WHAT THIS TASK INVOLVES - Give the number of lines containing "screenshot" in this listing, with no other words.

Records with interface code

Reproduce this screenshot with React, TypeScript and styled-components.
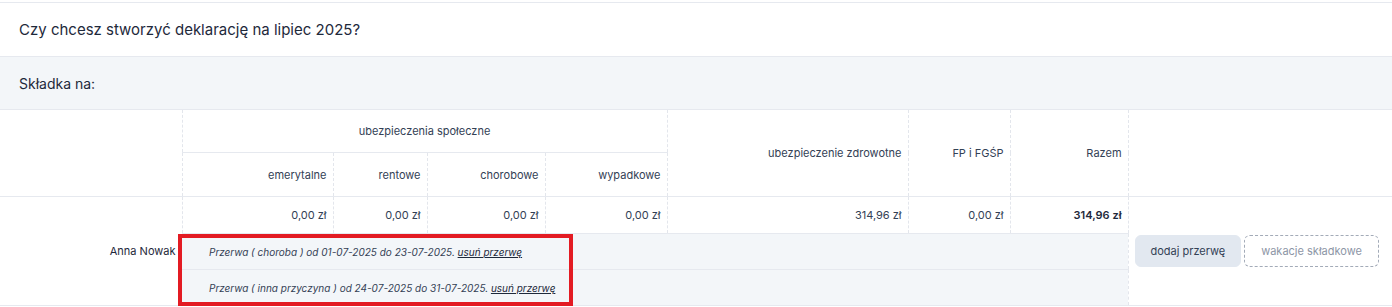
import React from "react";
import styled, { createGlobalStyle } from "styled-components";

const Global = createGlobalStyle`
  html, body { margin: 0; padding: 0; background: #ffffff; }
  body { font-family: Inter, "Noto Sans", sans-serif; color: #1e293b; }
`;

const Page = styled.div`
  width: 1392px;
  padding-top: 2px;
`;

const TitleBar = styled.div`
  border-top: 1px solid #e6e9ef;
  border-bottom: 1px solid #e6e9ef;
  height: 53px;
  display: flex;
  align-items: center;
  padding: 0 19px;
  font-size: 15px;
  color: #1e293b;
`;

const SubBar = styled.div`
  background: #f3f6f9;
  border-bottom: 1px solid #e6e9ef;
  height: 52px;
  display: flex;
  align-items: center;
  padding: 0 19px;
  font-size: 14px;
  font-weight: 400;
  color: #1e293b;
`;

const TableWrap = styled.div`
  position: relative;
`;

const Table = styled.table`
  width: 1392px;
  table-layout: fixed;
  border-collapse: collapse;
  font-size: 11px;
  color: #334155;
`;

const Th = styled.th<{ $align?: string; $h?: number; $bottom?: boolean }>`
  font-weight: 400;
  text-align: ${(p) => p.$align || "right"};
  height: ${(p) => p.$h || 42}px;
  padding: 0 6px 0 6px;
  border-left: 1px dashed #e3e6ec;
  border-right: 1px dashed #e3e6ec;
  border-bottom: ${(p) => (p.$bottom ? "1px solid #e6e9ef" : "none")};
  vertical-align: middle;
  &:first-child { border-left: none; }
`;

const HeadRow = styled.tr<{ $last?: boolean }>`
  border-bottom: ${(p) => (p.$last ? "1px solid #e6e9ef" : "none")};
`;

const Td = styled.td<{ $bold?: boolean }>`
  text-align: right;
  height: 36px;
  padding: 0 6px;
  border-left: 1px dashed #e3e6ec;
  border-right: 1px dashed #e3e6ec;
  font-weight: ${(p) => (p.$bold ? 600 : 400)};
  color: ${(p) => (p.$bold ? "#1e293b" : "#334155")};
  vertical-align: middle;
`;

const NameCell = styled.td`
  text-align: right;
  padding: 0 6px;
  vertical-align: middle;
  color: #1e293b;
  border-bottom: 1px solid #e6e9ef;
`;

const ActionsCell = styled.td`
  vertical-align: middle;
  padding: 0 6px;
  border-left: 1px dashed #e3e6ec;
  border-bottom: 1px solid #e6e9ef;
`;

const BreakCell = styled.td`
  background: #f3f6f9;
  height: 35px;
  padding: 0 0 0 27px;
  border-top: 1px solid #e6e9ef;
  border-bottom: 1px solid #e6e9ef;
  font-size: 10px;
  font-style: italic;
  color: #334155;
  vertical-align: middle;
`;

const RemoveLink = styled.a`
  color: #1e293b;
  text-decoration: underline;
  cursor: pointer;
`;

const Actions = styled.div`
  display: flex;
  gap: 3px;
  align-items: center;
`;

const Button = styled.button<{ $variant: "solid" | "dashed" }>`
  font-family: Inter, "Noto Sans", sans-serif;
  font-size: 11px;
  height: 32px;
  padding: 0 ${(p) => (p.$variant === "solid" ? 15 : 16)}px;
  border-radius: 6px;
  cursor: pointer;
  background: ${(p) => (p.$variant === "solid" ? "#e2e8f0" : "#ffffff")};
  color: ${(p) => (p.$variant === "solid" ? "#334155" : "#8d96a6")};
  border: ${(p) => (p.$variant === "solid" ? "1px solid #e2e8f0" : "1px dashed #a3abb8")};
`;

const Highlight = styled.div`
  position: absolute;
  left: 178px;
  top: 124px;
  width: 395px;
  height: 72px;
  box-sizing: border-box;
  border: 4px solid #e31b23;
  pointer-events: none;
`;

const cols = [182, 151, 94, 118, 122, 241, 102, 118, 264];

const breaks = [
  { reason: "choroba", from: "01-07-2025", to: "23-07-2025" },
  { reason: "inna przyczyna", from: "24-07-2025", to: "31-07-2025" },
];

export default function App() {
  return (
    <Page>
      <Global />
      <TitleBar>Czy chcesz stworzyć deklarację na lipiec 2025?</TitleBar>
      <SubBar>Składka na:</SubBar>
      <TableWrap>
        <Table>
          <colgroup>
            {cols.map((w, i) => (
              <col key={i} style={{ width: w }} />
            ))}
          </colgroup>
          <thead>
            <HeadRow>
              <Th rowSpan={2} />
              <Th colSpan={4} $align="center" $bottom>
                ubezpieczenia społeczne
              </Th>
              <Th rowSpan={2}>ubezpieczenie zdrowotne</Th>
              <Th rowSpan={2}>FP i FGŚP</Th>
              <Th rowSpan={2}>Razem</Th>
              <Th rowSpan={2} />
            </HeadRow>
            <HeadRow $last>
              <Th $h={43}>emerytalne</Th>
              <Th $h={43}>rentowe</Th>
              <Th $h={43}>chorobowe</Th>
              <Th $h={43}>wypadkowe</Th>
            </HeadRow>
          </thead>
          <tbody>
            <tr>
              <NameCell rowSpan={3}>Anna Nowak</NameCell>
              <Td>0,00 zł</Td>
              <Td>0,00 zł</Td>
              <Td>0,00 zł</Td>
              <Td>0,00 zł</Td>
              <Td>314,96 zł</Td>
              <Td>0,00 zł</Td>
              <Td $bold>314,96 zł</Td>
              <ActionsCell rowSpan={3}>
                <Actions>
                  <Button $variant="solid">dodaj przerwę</Button>
                  <Button $variant="dashed">wakacje składkowe</Button>
                </Actions>
              </ActionsCell>
            </tr>
            {breaks.map((b, i) => (
              <tr key={i}>
                <BreakCell colSpan={7}>
                  Przerwa ( {b.reason} ) od {b.from} do {b.to}.{" "}
                  <RemoveLink>usuń przerwę</RemoveLink>
                </BreakCell>
              </tr>
            ))}
          </tbody>
        </Table>
        <Highlight />
      </TableWrap>
    </Page>
  );
}
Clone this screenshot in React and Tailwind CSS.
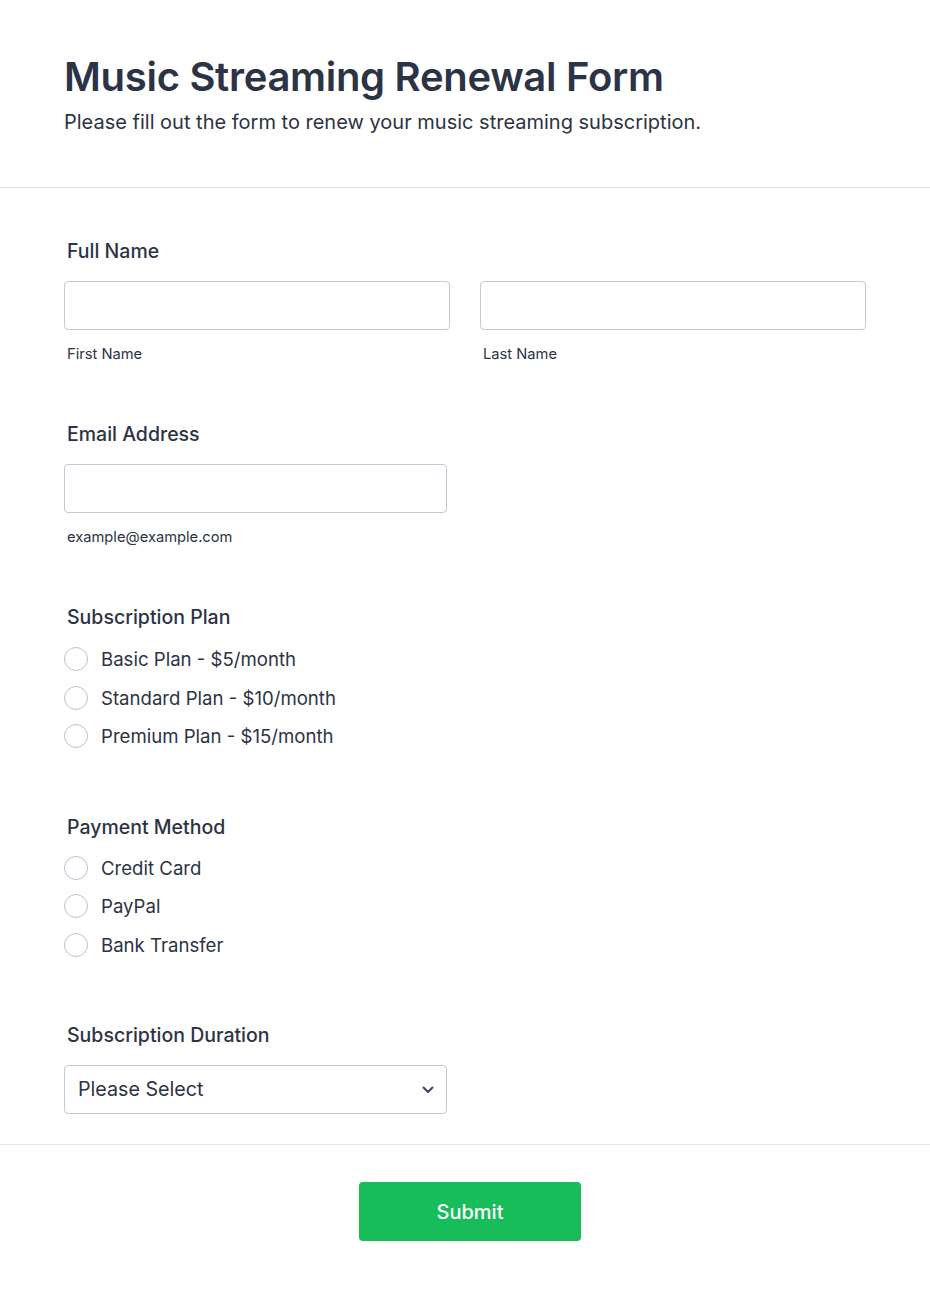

SOLUTION TO THE PROBLEM - 2